The project intervention will focus on reinhabiting these public urban voids with the flexible climbing system, testing the adaptability to urban limited building land, in difficult plot developments areas, using four different plot areas, assigning the maximum plot area to keep the public space free, and reducing to the minimum the built footprint of the tower, and expanding in height, where there is more space available for dwelling. With the result of 'seven' different towers, which are displaced from their base, forming a curve and coming into contact at certain heights avoiding alienation and promoting community, creating a neighbourhood in the sky, which enhances social interaction. Inside, a variety of housing types, which serves to break away from the traditional standardisation of housing in China. Apartments are formed on the basis of one or more modules of different square metres creating different levels of dwellings that range from a studio consisting of a single module to a large, four-module apartment, far away from the repetitive housing block. 

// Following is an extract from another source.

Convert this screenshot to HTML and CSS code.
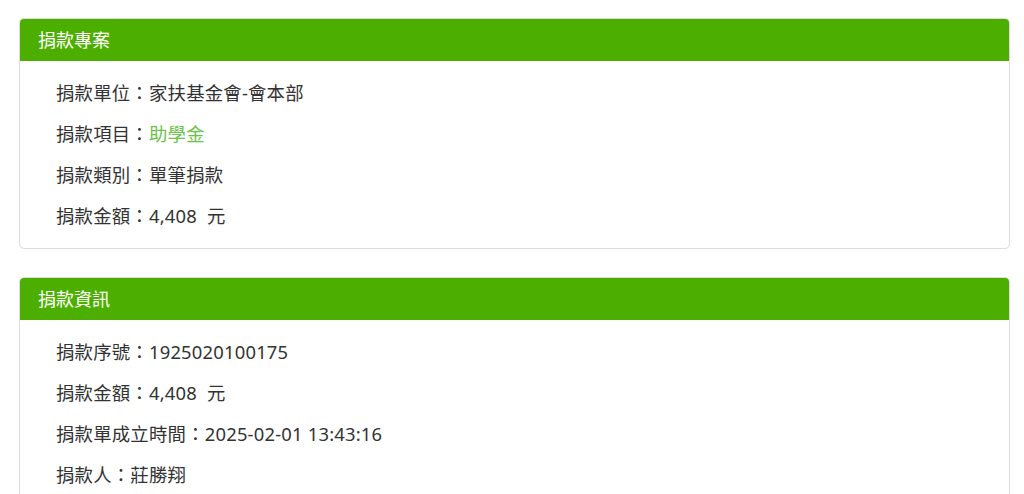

The action of densification of this massive complex of programmatic diversity is condensed by introducing communal voids, and giving more importance to the inner façade of the tower, safe from future growth. The result is a vertical labyrinth with interconnecting interior courtyards as public spaces protected from the sun which introduce porosity to the mass. The final development of the projects is a continuation of the previously outlined topics
with the addition of considerations for the development of each proposal over time.
Assuming there is no single or permanent solution but rather a strategy for adaptation
and growth, projects need to incorporate the ability to respond to the needs of their ever-changing population.